=== What the exercise asks ===
Everything in the data should be repeated exactly, save for the images.

=== Collected data ===
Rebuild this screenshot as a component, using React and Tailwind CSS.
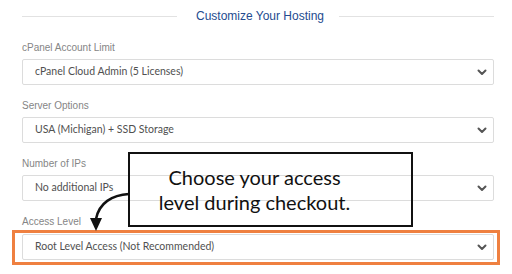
import React from 'react';

const fields = [
  { label: 'cPanel Account Limit', value: 'cPanel Cloud Admin (5 Licenses)' },
  { label: 'Server Options', value: 'USA (Michigan) + SSD Storage' },
  { label: 'Number of IPs', value: 'No additional IPs' },
];

const Chevron = () => (
  <svg width="10" height="7" viewBox="0 0 10 7" className="shrink-0">
    <path d="M1.5 1.5 L5 5 L8.5 1.5" fill="none" stroke="#555" strokeWidth="2" strokeLinecap="round" strokeLinejoin="round" />
  </svg>
);

const Select = ({ value }) => (
  <div className="h-[26px] flex items-center justify-between pl-[12px] pr-[6px] bg-white border border-[#dcdcdc] rounded-[2px]">
    <span className="text-[10.5px] text-[#505050] font-['Lato',sans-serif]">{value}</span>
    <Chevron />
  </div>
);

const Label = ({ children }) => (
  <div className="h-[14px] leading-[14px] text-[10px] text-[#858585] font-['Liberation_Sans',sans-serif]">{children}</div>
);

export default function App() {
  return (
    <div className="relative w-[512px] h-[274px] overflow-hidden bg-white pt-[8px] pl-[22px] pr-[18px]">
      {/* header */}
      <div className="h-[16px] flex items-center">
        <div className="flex-1 h-px bg-[#e2e2e2]" />
        <div className="pl-[19px] pr-[15px] text-[12px] text-[#244b8f] font-['Liberation_Sans',sans-serif]">Customize Your Hosting</div>
        <div className="flex-1 h-px bg-[#e2e2e2]" />
      </div>

      {fields.map((f, i) => (
        <div key={f.label} className={i === 0 ? 'mt-[17px]' : 'mt-[14px]'}>
          <Label>{f.label}</Label>
          <div className="mt-[4px]">
            <Select value={f.value} />
          </div>
        </div>
      ))}

      <div className="mt-[14px]">
        <Label>Access Level</Label>
        <div className="mt-[1px] -ml-[10px] -mr-[6px] border-[3px] border-[#ef8040] pl-[7px] pr-[3px] pt-[1px] pb-[2px]">
          <Select value="Root Level Access (Not Recommended)" />
        </div>
      </div>

      {/* callout */}
      <div className="absolute left-[128px] top-[152px] w-[285px] h-[75px] border-2 border-[#111] flex flex-col items-center justify-center pr-[32px] text-[20px] leading-[25px] font-normal text-[#111] font-['Lato',sans-serif]">
        <div>Choose your access</div>
        <div>level during checkout.</div>
      </div>

      <svg className="absolute left-0 top-0" width="512" height="274" viewBox="0 0 512 274" style={{ pointerEvents: 'none' }}>
        <path d="M129 194 C112 195 99 203 96 219" fill="none" stroke="#111" strokeWidth="2.5" />
        <polygon points="90,218 102,218 96,231" fill="#111" />
      </svg>
    </div>
  );
}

=== Answer to the task ===
Rebuild this screenshot as a component, using React and Tailwind CSS.
import React from 'react';

const fields = [
  { label: 'cPanel Account Limit', value: 'cPanel Cloud Admin (5 Licenses)' },
  { label: 'Server Options', value: 'USA (Michigan) + SSD Storage' },
  { label: 'Number of IPs', value: 'No additional IPs' },
];

const Chevron = () => (
  <svg width="10" height="7" viewBox="0 0 10 7" className="shrink-0">
    <path d="M1.5 1.5 L5 5 L8.5 1.5" fill="none" stroke="#555" strokeWidth="2" strokeLinecap="round" strokeLinejoin="round" />
  </svg>
);

const Select = ({ value }) => (
  <div className="h-[26px] flex items-center justify-between pl-[12px] pr-[6px] bg-white border border-[#dcdcdc] rounded-[2px]">
    <span className="text-[10.5px] text-[#505050] font-['Lato',sans-serif]">{value}</span>
    <Chevron />
  </div>
);

const Label = ({ children }) => (
  <div className="h-[14px] leading-[14px] text-[10px] text-[#858585] font-['Liberation_Sans',sans-serif]">{children}</div>
);

export default function App() {
  return (
    <div className="relative w-[512px] h-[274px] overflow-hidden bg-white pt-[8px] pl-[22px] pr-[18px]">
      {/* header */}
      <div className="h-[16px] flex items-center">
        <div className="flex-1 h-px bg-[#e2e2e2]" />
        <div className="pl-[19px] pr-[15px] text-[12px] text-[#244b8f] font-['Liberation_Sans',sans-serif]">Customize Your Hosting</div>
        <div className="flex-1 h-px bg-[#e2e2e2]" />
      </div>

      {fields.map((f, i) => (
        <div key={f.label} className={i === 0 ? 'mt-[17px]' : 'mt-[14px]'}>
          <Label>{f.label}</Label>
          <div className="mt-[4px]">
            <Select value={f.value} />
          </div>
        </div>
      ))}

      <div className="mt-[14px]">
        <Label>Access Level</Label>
        <div className="mt-[1px] -ml-[10px] -mr-[6px] border-[3px] border-[#ef8040] pl-[7px] pr-[3px] pt-[1px] pb-[2px]">
          <Select value="Root Level Access (Not Recommended)" />
        </div>
      </div>

      {/* callout */}
      <div className="absolute left-[128px] top-[152px] w-[285px] h-[75px] border-2 border-[#111] flex flex-col items-center justify-center pr-[32px] text-[20px] leading-[25px] font-normal text-[#111] font-['Lato',sans-serif]">
        <div>Choose your access</div>
        <div>level during checkout.</div>
      </div>

      <svg className="absolute left-0 top-0" width="512" height="274" viewBox="0 0 512 274" style={{ pointerEvents: 'none' }}>
        <path d="M129 194 C112 195 99 203 96 219" fill="none" stroke="#111" strokeWidth="2.5" />
        <polygon points="90,218 102,218 96,231" fill="#111" />
      </svg>
    </div>
  );
}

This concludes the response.